Given request: Within the records below, find each line that holds the string "this", then copy it.

Data provided:

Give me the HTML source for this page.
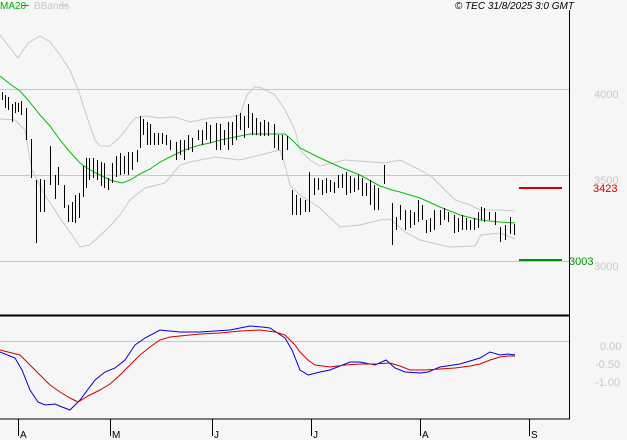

---

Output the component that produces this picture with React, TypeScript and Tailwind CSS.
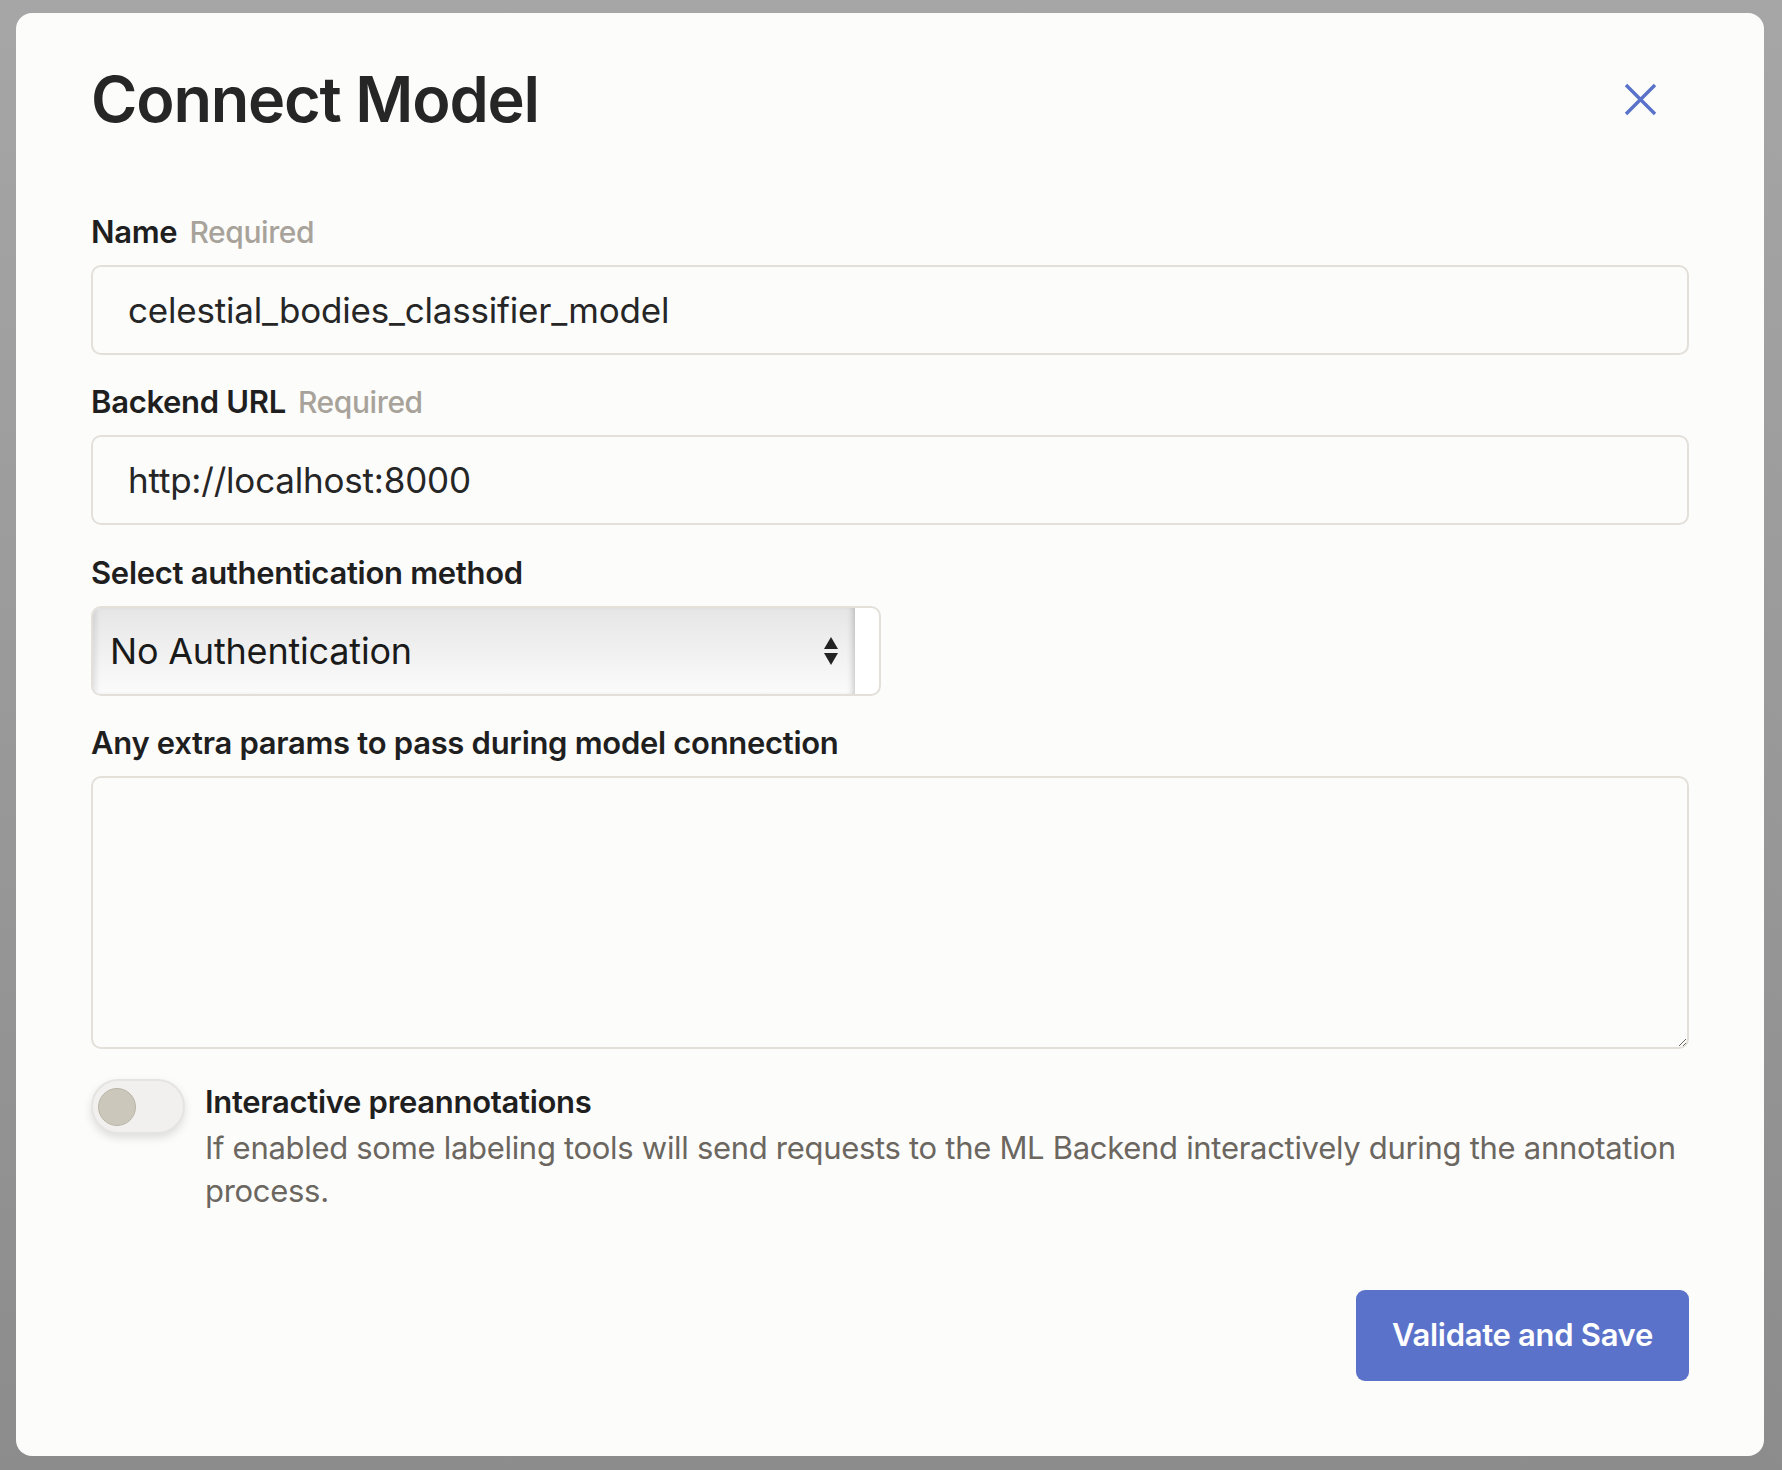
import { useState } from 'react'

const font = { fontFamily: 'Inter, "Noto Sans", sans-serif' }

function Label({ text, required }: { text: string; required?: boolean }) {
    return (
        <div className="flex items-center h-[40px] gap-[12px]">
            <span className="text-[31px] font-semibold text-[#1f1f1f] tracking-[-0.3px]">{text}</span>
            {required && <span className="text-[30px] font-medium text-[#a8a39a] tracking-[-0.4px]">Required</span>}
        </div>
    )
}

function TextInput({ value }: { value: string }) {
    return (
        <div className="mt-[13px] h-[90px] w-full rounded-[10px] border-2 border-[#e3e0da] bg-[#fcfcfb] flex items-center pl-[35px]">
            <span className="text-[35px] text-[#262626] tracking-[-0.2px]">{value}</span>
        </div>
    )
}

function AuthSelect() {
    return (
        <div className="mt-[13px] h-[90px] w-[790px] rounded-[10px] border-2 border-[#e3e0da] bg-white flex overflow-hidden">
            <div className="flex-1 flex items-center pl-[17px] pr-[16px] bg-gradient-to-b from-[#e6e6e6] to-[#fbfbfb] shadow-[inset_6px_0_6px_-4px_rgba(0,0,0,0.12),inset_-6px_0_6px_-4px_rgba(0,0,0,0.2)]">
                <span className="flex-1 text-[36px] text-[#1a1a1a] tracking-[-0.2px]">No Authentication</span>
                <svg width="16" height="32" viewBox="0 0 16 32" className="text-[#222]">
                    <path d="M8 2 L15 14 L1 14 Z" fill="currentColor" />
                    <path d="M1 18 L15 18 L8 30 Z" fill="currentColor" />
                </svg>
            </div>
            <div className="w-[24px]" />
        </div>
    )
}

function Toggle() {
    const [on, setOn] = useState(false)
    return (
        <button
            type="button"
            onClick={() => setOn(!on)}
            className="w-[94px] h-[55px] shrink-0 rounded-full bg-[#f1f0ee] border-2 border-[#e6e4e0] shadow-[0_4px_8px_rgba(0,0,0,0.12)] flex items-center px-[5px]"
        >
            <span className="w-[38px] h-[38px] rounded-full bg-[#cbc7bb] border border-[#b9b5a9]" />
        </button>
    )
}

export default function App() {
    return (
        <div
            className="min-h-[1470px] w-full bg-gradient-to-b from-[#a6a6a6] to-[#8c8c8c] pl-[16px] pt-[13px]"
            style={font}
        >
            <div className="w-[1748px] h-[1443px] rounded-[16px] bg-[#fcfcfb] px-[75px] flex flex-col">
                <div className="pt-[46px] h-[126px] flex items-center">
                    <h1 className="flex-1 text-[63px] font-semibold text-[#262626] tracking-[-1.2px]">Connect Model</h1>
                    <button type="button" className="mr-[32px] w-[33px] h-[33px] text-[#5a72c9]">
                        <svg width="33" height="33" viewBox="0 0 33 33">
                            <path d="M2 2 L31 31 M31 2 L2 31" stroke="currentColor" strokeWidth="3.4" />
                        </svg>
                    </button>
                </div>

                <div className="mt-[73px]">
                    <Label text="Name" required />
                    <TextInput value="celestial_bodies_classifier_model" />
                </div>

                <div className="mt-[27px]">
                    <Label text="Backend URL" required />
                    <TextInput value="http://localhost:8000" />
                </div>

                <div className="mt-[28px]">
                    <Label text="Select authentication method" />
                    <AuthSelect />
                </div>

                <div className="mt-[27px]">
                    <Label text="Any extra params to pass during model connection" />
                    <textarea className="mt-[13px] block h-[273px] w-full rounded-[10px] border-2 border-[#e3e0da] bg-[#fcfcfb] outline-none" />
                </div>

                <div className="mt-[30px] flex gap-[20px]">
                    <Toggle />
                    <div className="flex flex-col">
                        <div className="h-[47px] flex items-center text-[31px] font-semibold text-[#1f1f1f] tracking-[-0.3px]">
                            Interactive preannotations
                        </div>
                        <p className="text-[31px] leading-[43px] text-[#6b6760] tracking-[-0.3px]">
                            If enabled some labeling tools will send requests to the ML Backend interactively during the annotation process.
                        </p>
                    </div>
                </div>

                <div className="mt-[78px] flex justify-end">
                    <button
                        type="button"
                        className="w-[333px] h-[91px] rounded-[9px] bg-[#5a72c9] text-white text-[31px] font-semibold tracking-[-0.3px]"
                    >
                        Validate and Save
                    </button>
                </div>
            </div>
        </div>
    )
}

Result:
Give me the HTML source for this page.
Output the component that produces this picture with React, TypeScript and Tailwind CSS.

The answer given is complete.